Set task -
Search the material for the string "this" and copy each line where it occurs.

══ Stored rows

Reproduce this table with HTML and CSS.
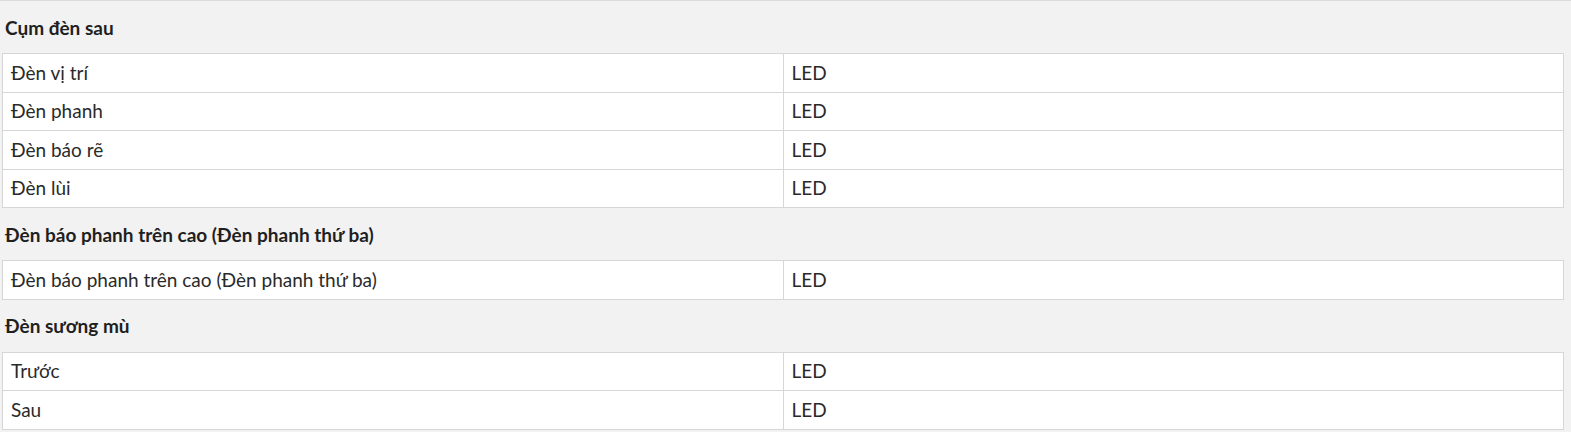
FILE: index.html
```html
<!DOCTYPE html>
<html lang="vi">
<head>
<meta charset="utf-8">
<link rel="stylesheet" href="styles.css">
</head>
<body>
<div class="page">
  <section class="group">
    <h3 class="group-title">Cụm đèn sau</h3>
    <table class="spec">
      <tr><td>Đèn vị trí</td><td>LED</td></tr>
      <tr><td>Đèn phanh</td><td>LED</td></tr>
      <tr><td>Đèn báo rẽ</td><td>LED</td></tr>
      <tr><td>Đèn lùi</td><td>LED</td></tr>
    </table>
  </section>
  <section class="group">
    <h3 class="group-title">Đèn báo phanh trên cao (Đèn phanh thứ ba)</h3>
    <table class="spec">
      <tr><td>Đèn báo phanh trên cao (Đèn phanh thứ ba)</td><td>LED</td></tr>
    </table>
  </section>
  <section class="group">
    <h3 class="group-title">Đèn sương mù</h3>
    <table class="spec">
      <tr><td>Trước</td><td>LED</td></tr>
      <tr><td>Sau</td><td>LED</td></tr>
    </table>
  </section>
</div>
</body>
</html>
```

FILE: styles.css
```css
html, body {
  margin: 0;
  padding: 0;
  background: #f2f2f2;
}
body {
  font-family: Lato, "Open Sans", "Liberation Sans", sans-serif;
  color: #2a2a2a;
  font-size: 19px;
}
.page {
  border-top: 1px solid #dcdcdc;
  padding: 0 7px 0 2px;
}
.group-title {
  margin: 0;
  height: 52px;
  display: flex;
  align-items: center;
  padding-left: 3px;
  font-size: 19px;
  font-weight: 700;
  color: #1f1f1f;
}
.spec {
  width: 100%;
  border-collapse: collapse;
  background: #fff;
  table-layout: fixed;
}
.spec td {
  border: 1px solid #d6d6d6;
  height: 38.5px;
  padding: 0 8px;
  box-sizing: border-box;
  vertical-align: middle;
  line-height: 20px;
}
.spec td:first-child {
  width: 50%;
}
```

════
══ Stored rows

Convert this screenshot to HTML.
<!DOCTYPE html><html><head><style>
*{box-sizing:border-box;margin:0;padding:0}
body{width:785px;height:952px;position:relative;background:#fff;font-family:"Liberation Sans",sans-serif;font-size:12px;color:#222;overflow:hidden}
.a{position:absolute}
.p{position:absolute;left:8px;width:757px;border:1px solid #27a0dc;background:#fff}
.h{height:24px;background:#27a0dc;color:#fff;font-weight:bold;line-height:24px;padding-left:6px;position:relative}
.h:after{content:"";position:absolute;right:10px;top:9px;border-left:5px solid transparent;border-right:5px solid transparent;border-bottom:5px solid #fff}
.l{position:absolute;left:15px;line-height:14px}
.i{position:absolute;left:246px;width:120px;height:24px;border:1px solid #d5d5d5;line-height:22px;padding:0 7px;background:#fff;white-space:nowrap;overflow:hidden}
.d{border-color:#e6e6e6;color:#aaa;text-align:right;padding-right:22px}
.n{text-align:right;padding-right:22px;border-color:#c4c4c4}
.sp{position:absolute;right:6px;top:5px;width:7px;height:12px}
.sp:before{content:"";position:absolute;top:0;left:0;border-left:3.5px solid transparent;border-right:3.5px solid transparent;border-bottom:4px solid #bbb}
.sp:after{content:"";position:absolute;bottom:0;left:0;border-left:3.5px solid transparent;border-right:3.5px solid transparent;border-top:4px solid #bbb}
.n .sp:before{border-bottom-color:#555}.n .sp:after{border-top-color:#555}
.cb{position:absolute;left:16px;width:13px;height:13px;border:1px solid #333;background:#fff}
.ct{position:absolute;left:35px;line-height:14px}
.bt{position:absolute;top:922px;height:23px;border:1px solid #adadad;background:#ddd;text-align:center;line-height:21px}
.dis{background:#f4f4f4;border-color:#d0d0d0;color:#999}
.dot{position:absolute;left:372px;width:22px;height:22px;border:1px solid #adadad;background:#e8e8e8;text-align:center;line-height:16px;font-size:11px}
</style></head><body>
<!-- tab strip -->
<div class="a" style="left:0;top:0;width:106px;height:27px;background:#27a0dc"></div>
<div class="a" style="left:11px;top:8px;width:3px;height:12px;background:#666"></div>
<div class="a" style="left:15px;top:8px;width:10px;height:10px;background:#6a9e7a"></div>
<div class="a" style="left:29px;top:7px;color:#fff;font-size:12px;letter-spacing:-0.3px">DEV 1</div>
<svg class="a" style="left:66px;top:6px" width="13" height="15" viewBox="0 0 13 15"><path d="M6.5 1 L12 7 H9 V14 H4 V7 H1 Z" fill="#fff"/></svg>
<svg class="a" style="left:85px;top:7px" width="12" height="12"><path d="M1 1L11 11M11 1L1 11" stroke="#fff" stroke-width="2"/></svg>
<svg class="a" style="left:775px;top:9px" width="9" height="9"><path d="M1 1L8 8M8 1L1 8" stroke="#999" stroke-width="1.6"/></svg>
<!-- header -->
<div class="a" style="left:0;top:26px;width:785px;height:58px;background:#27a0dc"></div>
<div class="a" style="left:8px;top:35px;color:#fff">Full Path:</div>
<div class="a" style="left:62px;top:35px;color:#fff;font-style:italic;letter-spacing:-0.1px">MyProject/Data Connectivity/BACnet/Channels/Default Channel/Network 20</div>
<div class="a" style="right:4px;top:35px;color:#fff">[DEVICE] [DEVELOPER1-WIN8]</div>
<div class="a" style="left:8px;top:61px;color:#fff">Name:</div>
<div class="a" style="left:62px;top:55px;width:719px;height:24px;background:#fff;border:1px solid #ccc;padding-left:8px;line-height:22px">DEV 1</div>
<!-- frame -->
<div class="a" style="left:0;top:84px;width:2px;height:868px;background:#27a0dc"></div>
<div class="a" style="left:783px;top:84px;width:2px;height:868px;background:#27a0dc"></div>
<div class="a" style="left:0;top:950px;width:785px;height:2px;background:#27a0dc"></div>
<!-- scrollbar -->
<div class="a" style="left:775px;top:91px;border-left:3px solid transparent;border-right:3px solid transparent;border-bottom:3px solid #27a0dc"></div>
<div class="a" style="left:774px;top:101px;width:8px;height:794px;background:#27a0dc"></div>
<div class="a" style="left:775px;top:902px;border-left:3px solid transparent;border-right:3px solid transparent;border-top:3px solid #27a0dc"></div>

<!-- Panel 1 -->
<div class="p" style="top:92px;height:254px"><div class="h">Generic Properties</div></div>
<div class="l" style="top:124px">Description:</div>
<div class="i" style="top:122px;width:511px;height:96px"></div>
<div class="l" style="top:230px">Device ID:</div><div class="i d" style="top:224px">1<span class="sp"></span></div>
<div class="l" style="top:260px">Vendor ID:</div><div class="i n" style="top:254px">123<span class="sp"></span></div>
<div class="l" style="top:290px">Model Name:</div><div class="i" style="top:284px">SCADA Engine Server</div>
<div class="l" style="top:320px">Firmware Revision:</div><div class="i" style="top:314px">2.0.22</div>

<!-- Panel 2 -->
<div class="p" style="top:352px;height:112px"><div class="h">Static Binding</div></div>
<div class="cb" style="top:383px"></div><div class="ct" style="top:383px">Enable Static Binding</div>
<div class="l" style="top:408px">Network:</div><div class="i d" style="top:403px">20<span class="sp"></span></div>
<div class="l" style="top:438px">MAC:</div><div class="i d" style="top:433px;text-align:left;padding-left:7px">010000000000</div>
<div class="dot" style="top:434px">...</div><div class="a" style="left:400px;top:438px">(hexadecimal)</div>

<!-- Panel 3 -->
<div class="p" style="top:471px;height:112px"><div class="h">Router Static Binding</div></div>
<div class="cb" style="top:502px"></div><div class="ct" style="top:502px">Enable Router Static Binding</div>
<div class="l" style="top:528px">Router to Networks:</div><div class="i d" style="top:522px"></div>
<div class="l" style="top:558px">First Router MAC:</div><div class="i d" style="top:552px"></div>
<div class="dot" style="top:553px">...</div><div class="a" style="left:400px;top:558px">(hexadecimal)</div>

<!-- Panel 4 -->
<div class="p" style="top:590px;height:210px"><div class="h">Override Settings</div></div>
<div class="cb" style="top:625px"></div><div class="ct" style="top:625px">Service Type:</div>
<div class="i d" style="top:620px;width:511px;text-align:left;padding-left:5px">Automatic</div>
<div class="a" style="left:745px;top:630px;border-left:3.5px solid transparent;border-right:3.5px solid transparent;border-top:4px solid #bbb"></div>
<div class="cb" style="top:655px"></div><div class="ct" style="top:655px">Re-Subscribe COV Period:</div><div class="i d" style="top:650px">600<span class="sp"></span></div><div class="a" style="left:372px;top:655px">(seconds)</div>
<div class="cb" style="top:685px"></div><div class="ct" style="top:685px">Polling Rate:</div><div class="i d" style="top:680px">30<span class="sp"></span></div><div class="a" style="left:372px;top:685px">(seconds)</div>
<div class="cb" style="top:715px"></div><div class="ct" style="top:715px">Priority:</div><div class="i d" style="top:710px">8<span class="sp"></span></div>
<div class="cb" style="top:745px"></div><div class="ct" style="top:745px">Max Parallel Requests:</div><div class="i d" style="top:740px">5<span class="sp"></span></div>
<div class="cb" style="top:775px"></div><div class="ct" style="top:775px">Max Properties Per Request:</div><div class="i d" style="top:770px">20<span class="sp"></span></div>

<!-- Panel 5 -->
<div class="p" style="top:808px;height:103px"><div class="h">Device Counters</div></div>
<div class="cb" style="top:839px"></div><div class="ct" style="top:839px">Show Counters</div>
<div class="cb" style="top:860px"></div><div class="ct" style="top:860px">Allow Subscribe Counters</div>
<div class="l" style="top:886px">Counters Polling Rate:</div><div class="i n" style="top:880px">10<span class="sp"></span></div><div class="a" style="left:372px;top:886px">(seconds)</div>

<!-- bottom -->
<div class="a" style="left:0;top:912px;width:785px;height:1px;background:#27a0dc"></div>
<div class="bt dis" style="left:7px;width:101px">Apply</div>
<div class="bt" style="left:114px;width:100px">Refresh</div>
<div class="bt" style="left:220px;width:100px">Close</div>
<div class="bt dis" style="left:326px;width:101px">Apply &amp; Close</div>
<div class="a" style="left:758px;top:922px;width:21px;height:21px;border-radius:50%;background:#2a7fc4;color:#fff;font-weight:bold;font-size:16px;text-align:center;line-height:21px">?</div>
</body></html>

════

Task answer -
Reproduce this table with HTML and CSS.
Convert this screenshot to HTML.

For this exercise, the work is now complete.